I’m asking the same question of the weather, too. I’m so tired of it always being hot. At least we don’t have it as bad as the people in Arizona!
Sally, your heat sounds terrible. It might not be much consolation, but I once asked a wise old farmer, during a a prolonged drought, if it were ever going to rain again. Mr. McKinney always leaned toward the positive side. He said, “Oh, yeah, it will rain again someday. I know you’ll be happier when it cools off.
I adore nasturtiums, especially the lovely variegated Alaska ones, and use them to border beds and fill in empty spaces in the garden. And yes, they are delicious!
Thanks, Anna. The variegated ones are pretty. Another nasturtium I like is ‘Cream Beauty’ with maroon centers and smaller leaves. Not as vigorous as others. That might not be such a bad thing.
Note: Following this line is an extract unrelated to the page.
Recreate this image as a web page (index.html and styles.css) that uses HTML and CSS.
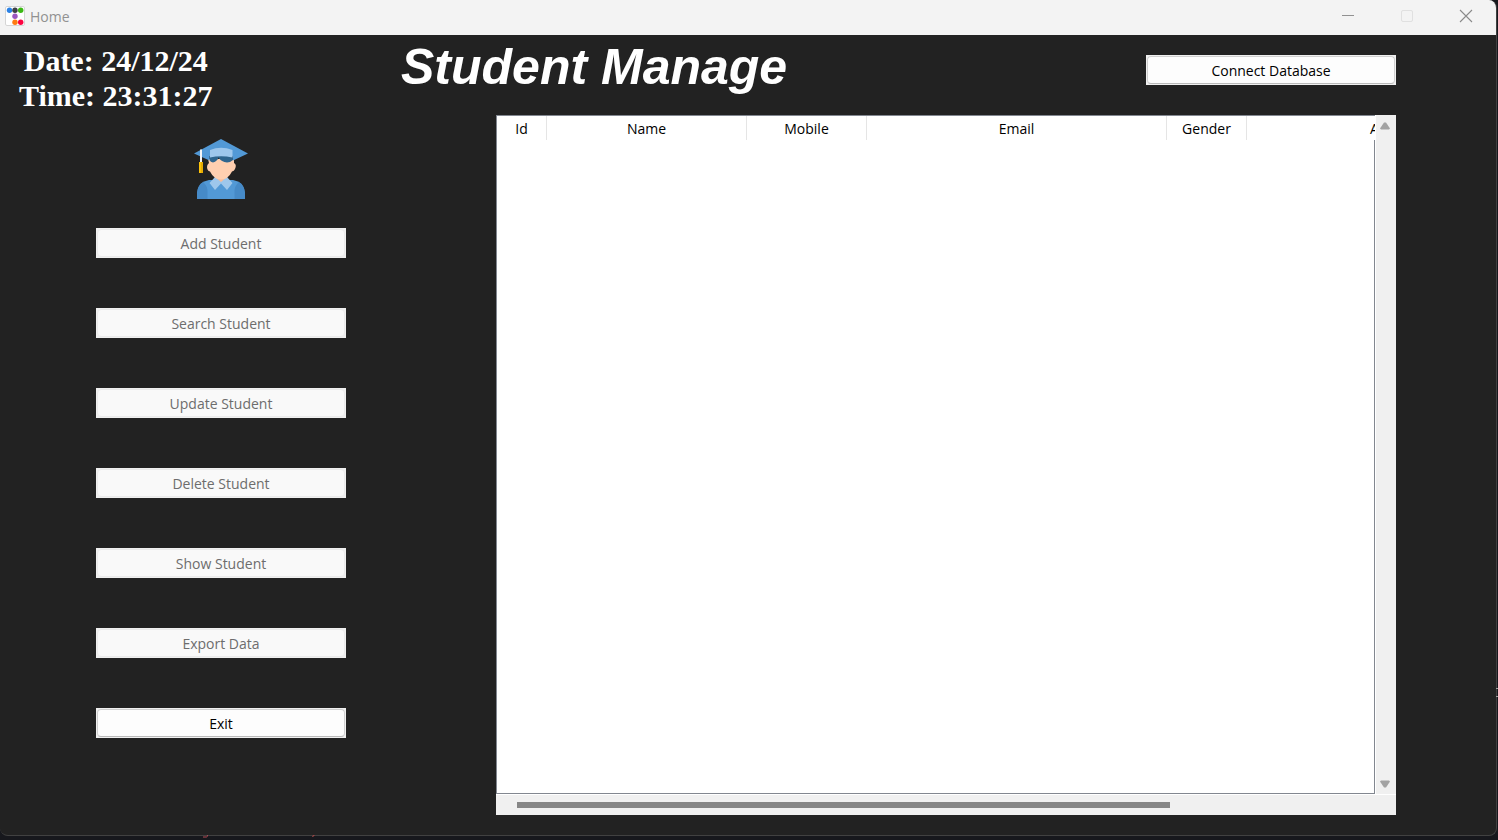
FILE: index.html
```html
<!DOCTYPE html>
<html lang="en">
<head>
<meta charset="utf-8">
<title>Home</title>
<link rel="stylesheet" href="styles.css">
</head>
<body>
<div class="window">
  <header class="titlebar">
    <svg class="app-icon" viewBox="0 0 20 20" aria-hidden="true">
      <rect x="0.5" y="0.5" width="19" height="19" rx="1.5" fill="#fff" stroke="#d5d5d5"/>
      <circle cx="4.5" cy="4.3" r="2.7" fill="#2b82e6"/>
      <circle cx="10" cy="4.3" r="2.7" fill="#3d4045"/>
      <circle cx="15.7" cy="4.3" r="2.7" fill="#3cb815"/>
      <circle cx="10" cy="10.3" r="2.7" fill="#9b55c0"/>
      <circle cx="10" cy="16.3" r="2.7" fill="#ff7a12"/>
      <circle cx="15.7" cy="16.3" r="2.7" fill="#fc0340"/>
    </svg>
    <span class="caption">Home</span>
    <button class="win-btn" type="button" aria-label="Minimize">
      <svg width="12" height="12" viewBox="0 0 12 12"><path d="M0 5.5H12" stroke="#919191" fill="none"/></svg>
    </button>
    <button class="win-btn" type="button" aria-label="Maximize" disabled>
      <svg width="12" height="12" viewBox="0 0 12 12"><rect x="0.5" y="0.5" width="11" height="11" rx="1.5" stroke="#e0e0e0" fill="none"/></svg>
    </button>
    <button class="win-btn" type="button" aria-label="Close">
      <svg width="12" height="12" viewBox="0 0 12 12"><path d="M0 0L12 12M12 0L0 12" stroke="#8a8a8a" stroke-width="1.1" fill="none"/></svg>
    </button>
  </header>

  <div class="top">
    <div class="clock">Date: 24/12/24<br>Time: 23:31:27</div>
    <h1 class="heading">Student Manage</h1>
    <button class="btn" type="button">Connect Database</button>
  </div>

  <div class="main">
    <nav class="menu">
      <svg class="avatar" viewBox="0 0 60 60" role="img" aria-label="Student">
        <path d="M6 60V54Q7 43 18 41L42 41Q53 43 54 54V60Z" fill="#5299d6"/>
        <path d="M6 60V54Q6.500 46 12 43Q17 47 16.500 54V60ZM54 60V54Q53.500 46 48 43Q43 47 43.500 54V60Z" fill="#468ac7"/>
        <path d="M24 34H36V40L30 44L24 40Z" fill="#f8bd9a"/>
        <path d="M24 38L30 43L36 38L41.500 44L36 51L30 44.500L24 51L18.500 44Z" fill="#9ec7ec"/>
        <path d="M17 20H43V24Q46 25.500 44 30Q43 32 41 32.500Q37 40.500 30 40.500Q23 40.500 19 32.500Q17 32 16.300 30Q15.300 26 18 24Z" fill="#ffcfb0"/>
        <path d="M18.500 16H42V21Q39 23.500 36 23.500Q30.500 23 27.500 18.500Q26.500 22 22 23.500Q19.500 23 18.500 21Z" fill="#2f658e"/>
        <path d="M30 0L57 14.500L42 21.500V17H18.500V21.500L3 14.500Z" fill="#5299d6"/>
        <path d="M19 11Q30 6.500 41.500 11V18.500Q30 16 19 18.500Z" fill="#9ec7ec"/>
        <path d="M9 10.500H11V24H9Z" fill="#f3f5f7"/>
        <path d="M8 23H12V34H8Z" fill="#fdc30a"/>
        <path d="M10 23H12V34H10Z" fill="#e6ac05"/>
      </svg>
      <button class="btn" type="button" disabled>Add Student</button>
      <button class="btn" type="button" disabled>Search Student</button>
      <button class="btn" type="button" disabled>Update Student</button>
      <button class="btn" type="button" disabled>Delete Student</button>
      <button class="btn" type="button" disabled>Show Student</button>
      <button class="btn" type="button" disabled>Export Data</button>
      <button class="btn" type="button">Exit</button>
    </nav>

    <section class="records" aria-label="Student records">
      <div class="frame">
        <table class="table">
          <colgroup>
            <col class="c-id"><col class="c-name"><col class="c-mobile"><col class="c-email"><col class="c-gender"><col class="c-address">
          </colgroup>
          <thead>
            <tr><th scope="col">Id</th><th scope="col">Name</th><th scope="col">Mobile</th><th scope="col">Email</th><th scope="col">Gender</th><th scope="col">Address</th></tr>
          </thead>
        </table>
        <div class="rows"></div>
      </div>
      <div class="vscroll">
        <svg width="10" height="8" viewBox="0 0 10 8" aria-hidden="true"><path d="M4 0.500H6L10 6.500L9 7.500H1L0 6.500Z" fill="#a3a3a3"/></svg>
        <svg width="10" height="8" viewBox="0 0 10 8" aria-hidden="true"><path d="M4 7.500H6L10 1.500L9 0.500H1L0 1.500Z" fill="#a3a3a3"/></svg>
      </div>
      <div class="hscroll"><div class="thumb"></div></div>
    </section>
  </div>
</div>
<svg class="speck speck-a" width="5" height="3" viewBox="0 0 5 3" aria-hidden="true"><path d="M0 2H3.500Q4.500 2 4.500 0" fill="none" stroke="#b44a55"/></svg>
<svg class="speck speck-b" width="3" height="2" viewBox="0 0 3 2" aria-hidden="true"><path d="M0 2L1 0H3L1 2Z" fill="#9c4545"/></svg>
<svg class="speck speck-c" width="2" height="10" viewBox="0 0 2 10" aria-hidden="true"><path d="M0 0.500H2M0 8.500H2" stroke="#a0a0a0"/></svg>
</body>
</html>
```
FILE: styles.css
```css
* {
  box-sizing: border-box;
}

body {
  margin: 0;
  min-height: 100vh;
  padding: 0 1px 4px 0;
  display: flex;
  flex-direction: column;
  position: relative;
  background: #17181d;
  color: #000;
  font: 14px/20px "Open Sans", "Noto Sans", sans-serif;
}

button {
  font: inherit;
  color: inherit;
}

.window {
  flex: 1;
  display: flex;
  flex-direction: column;
  overflow: hidden;
  background: #222;
  border: solid #414141;
  border-width: 0 1px 1px 0;
  border-radius: 0 8px 8px 8px;
}

.titlebar {
  display: flex;
  align-items: center;
  height: 35px;
  padding: 0 1px 0 5px;
  background: #f3f3f3;
  color: #919191;
}

.app-icon {
  width: 20px;
  height: 20px;
  margin: 0 5px 3px 0;
}

.caption {
  flex: 1;
  padding-bottom: 2px;
}

.win-btn {
  display: flex;
  align-items: center;
  justify-content: center;
  width: 59px;
  height: 32px;
  margin-bottom: 3px;
  padding: 0;
  border: 0;
  background: transparent;
}

.win-btn svg {
  overflow: visible;
}

.top {
  display: grid;
  grid-template-columns: 382px 1fr 250px;
  height: 80px;
  padding: 0 100px 0 19px;
}

.top .btn {
  margin-top: 20px;
}

.clock {
  justify-self: start;
  padding-top: 8px;
  color: #fff;
  font: bold 30px/35px "Liberation Serif", serif;
  text-align: center;
}

.heading {
  margin: 0;
  color: #fff;
  font: italic bold 50px/64px "Liberation Sans", sans-serif;
  white-space: nowrap;
}

.btn {
  position: relative;
  z-index: 0;
  display: block;
  width: 100%;
  height: 30px;
  padding: 2px 0 0;
  border: 0;
  background: #f0f0f0;
  color: #000;
}

.btn::before {
  content: "";
  position: absolute;
  inset: 1px;
  z-index: -1;
  border: 1px solid #d0d0d0;
  border-bottom-color: #bababa;
  border-radius: 4px;
  background: #fdfdfd;
}

.btn:disabled {
  color: #6d6d6d;
}

.btn:disabled::before {
  border-color: #ebebeb;
  background: #f9f9f9;
}

.main {
  flex: 1;
  display: grid;
  grid-template-columns: 250px 1fr;
  column-gap: 150px;
  padding: 0 100px 20px 96px;
}

.menu {
  display: flex;
  flex-direction: column;
  gap: 50px;
  padding-top: 24px;
}

.avatar {
  width: 60px;
  height: 60px;
  align-self: center;
  margin-bottom: -21px;
}

.records {
  display: grid;
  grid-template: 1fr 20px / minmax(0, 1fr) 20px;
  gap: 1px;
  background: #fff;
}

.frame {
  display: flex;
  flex-direction: column;
  overflow: hidden;
  border: solid #828790;
  border-width: 1px 0 1px 1px;
}

.table {
  width: 1050px;
  table-layout: fixed;
  border-collapse: separate;
  border-spacing: 0;
}

.table th {
  height: 24px;
  padding: 2px 0 0;
  border-right: 1px solid #e5e5e5;
  font-weight: normal;
}

.c-id { width: 50px; }
.c-name { width: 200px; }
.c-mobile { width: 120px; }
.c-email { width: 300px; }
.c-gender { width: 80px; }
.c-address { width: 300px; }

.rows {
  flex: 1;
  border-right: 1px solid #828790;
}

.vscroll {
  display: flex;
  flex-direction: column;
  align-items: center;
  justify-content: space-between;
  padding: 7px 2px 6px 0;
  background: #f0f0f0;
}

.hscroll {
  grid-column: 1 / -1;
  display: flex;
  align-items: center;
  padding: 0 20px 0 21px;
  background: #f0f0f0;
}

.thumb {
  width: 76%;
  height: 6px;
  background: #868686;
}

.speck {
  position: absolute;
}

.speck-a {
  left: 203px;
  bottom: 2px;
}

.speck-b {
  left: 312px;
  bottom: 3px;
}

.speck-c {
  right: 0;
  top: 688px;
}
```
A decade ago I was in Boston with my hubby, who was attending a conference. I wondered the city, fortune would serve me, I found the Isabella Stewart Gardner museum. Love it!
I have wanted to go to see the nasturtium display ever since. When we were there in March this year we headed over to the museum, it has been found out, not a ticket to be had.
Plans will be made to get there next June for the show.
And now I want nasturtiums in my garden! Not sure Anderson county soil would do!?
Nancy, I’d bet my bottom dollar that nasturtiums would do fine in Anderson County, KY. I hope you make the Gardner floral extravaganza next year.
Ah, nasturtiums~ Some years I pony up for “specialty” seed — Regal Emperor, a rather dreary mauve isn’t for everyone but I love it. I was very careful to isolate (sort of) and save seed from last year’s plants but a spring heat wave cooked all my seedlings in the greenhouse. I shouldn’t have worried. As plants all over the garden came into their own in late spring, along with the very loud orange ones and a deep red that fades to bronze, several Regals showed up. I’ve got ambitious climbers hiked up the tomato stakes or trailing from the stock tank herb garden. I suppose it’s no surprise that Regal is squat and mauve, royalty are often dyspeptic.
“Dreary mauve…” I’m intrigued, Lorene. I’ll give it a go next year.